Your goal: Exactly as written, quote every line that follows, skipping the images.

Data excerpt:
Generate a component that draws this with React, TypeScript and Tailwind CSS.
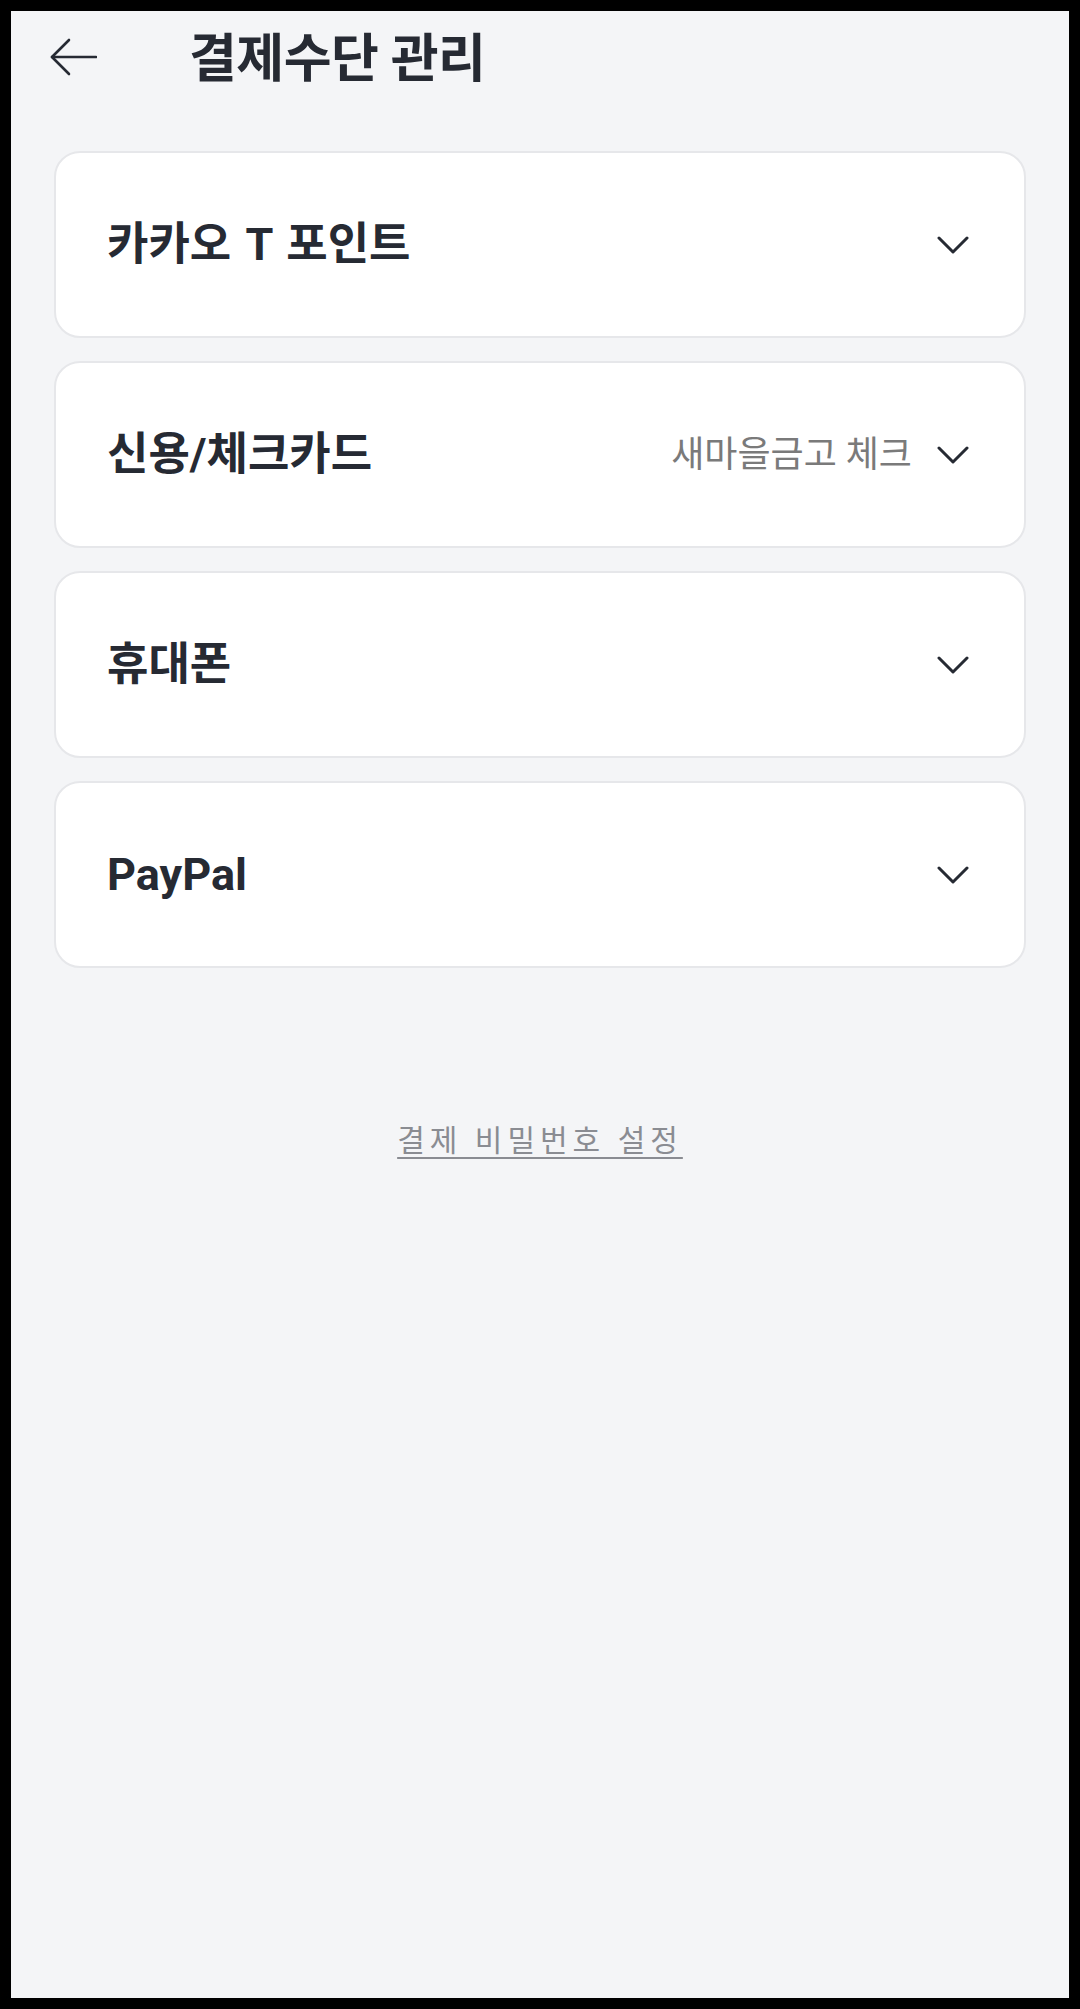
import React from 'react'

const font = { fontFamily: 'Roboto, "Noto Sans CJK KR", sans-serif' }

function Chevron() {
  return (
    <svg width="32" height="18" viewBox="0 0 32 18" fill="none">
      <path d="M2 2 L16 16 L30 2" stroke="#262a33" strokeWidth="3" strokeLinecap="round" strokeLinejoin="round" />
    </svg>
  )
}

function BackArrow() {
  return (
    <svg width="48" height="38" viewBox="0 0 48 38" fill="none">
      <path d="M3 19 H47" stroke="#262a33" strokeWidth="2.6" strokeLinecap="round" />
      <path d="M20 2 L3 19 L20 36" stroke="#262a33" strokeWidth="2.6" strokeLinecap="round" strokeLinejoin="round" />
    </svg>
  )
}

const methods = [
  { name: '카카오 T 포인트', sub: '' },
  { name: '신용/체크카드', sub: '새마을금고 체크' },
  { name: '휴대폰', sub: '' },
  { name: 'PayPal', sub: '' },
]

export default function App() {
  return (
    <div className="min-h-screen bg-black p-[11px]" style={font}>
      <div className="h-[1987px] bg-[#f4f5f7] flex flex-col">
        {/* 헤더 */}
        <div className="h-[140px] flex items-start pt-[21px] pl-[38px]">
          <div className="mt-[6px]">
            <BackArrow />
          </div>
          <h1 className="ml-[92px] text-[52px] leading-[56px] font-bold text-[#262a33] tracking-[-0.5px]">
            결제수단 관리
          </h1>
        </div>

        {/* 결제수단 목록 */}
        <div className="flex flex-col gap-[23px] px-[43px]">
          {methods.map((m) => (
            <div
              key={m.name}
              className="h-[187px] bg-white border-2 border-[#e6e7ea] rounded-[26px] flex items-center pl-[51px] pr-[55px]"
            >
              <span className="text-[45px] font-bold text-[#262a33] leading-none [word-spacing:3px]">{m.name}</span>
              <div className="ml-auto flex items-center">
                {m.sub && (
                  <span className="text-[36px] text-[#7a7a7a] mr-[25px] leading-none">{m.sub}</span>
                )}
                <Chevron />
              </div>
            </div>
          ))}
        </div>

        <div className="mt-[153px] flex justify-center">
          <a className="text-[30px] leading-[40px] tracking-[5px] text-[#8a8c92] underline underline-offset-[6px] decoration-2">
            결제 비밀번호 설정
          </a>
        </div>
      </div>
    </div>
  )
}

Response to this task:
Generate a component that draws this with React, TypeScript and Tailwind CSS.
import React from 'react'

const font = { fontFamily: 'Roboto, "Noto Sans CJK KR", sans-serif' }

function Chevron() {
  return (
    <svg width="32" height="18" viewBox="0 0 32 18" fill="none">
      <path d="M2 2 L16 16 L30 2" stroke="#262a33" strokeWidth="3" strokeLinecap="round" strokeLinejoin="round" />
    </svg>
  )
}

function BackArrow() {
  return (
    <svg width="48" height="38" viewBox="0 0 48 38" fill="none">
      <path d="M3 19 H47" stroke="#262a33" strokeWidth="2.6" strokeLinecap="round" />
      <path d="M20 2 L3 19 L20 36" stroke="#262a33" strokeWidth="2.6" strokeLinecap="round" strokeLinejoin="round" />
    </svg>
  )
}

const methods = [
  { name: '카카오 T 포인트', sub: '' },
  { name: '신용/체크카드', sub: '새마을금고 체크' },
  { name: '휴대폰', sub: '' },
  { name: 'PayPal', sub: '' },
]

export default function App() {
  return (
    <div className="min-h-screen bg-black p-[11px]" style={font}>
      <div className="h-[1987px] bg-[#f4f5f7] flex flex-col">
        {/* 헤더 */}
        <div className="h-[140px] flex items-start pt-[21px] pl-[38px]">
          <div className="mt-[6px]">
            <BackArrow />
          </div>
          <h1 className="ml-[92px] text-[52px] leading-[56px] font-bold text-[#262a33] tracking-[-0.5px]">
            결제수단 관리
          </h1>
        </div>

        {/* 결제수단 목록 */}
        <div className="flex flex-col gap-[23px] px-[43px]">
          {methods.map((m) => (
            <div
              key={m.name}
              className="h-[187px] bg-white border-2 border-[#e6e7ea] rounded-[26px] flex items-center pl-[51px] pr-[55px]"
            >
              <span className="text-[45px] font-bold text-[#262a33] leading-none [word-spacing:3px]">{m.name}</span>
              <div className="ml-auto flex items-center">
                {m.sub && (
                  <span className="text-[36px] text-[#7a7a7a] mr-[25px] leading-none">{m.sub}</span>
                )}
                <Chevron />
              </div>
            </div>
          ))}
        </div>

        <div className="mt-[153px] flex justify-center">
          <a className="text-[30px] leading-[40px] tracking-[5px] text-[#8a8c92] underline underline-offset-[6px] decoration-2">
            결제 비밀번호 설정
          </a>
        </div>
      </div>
    </div>
  )
}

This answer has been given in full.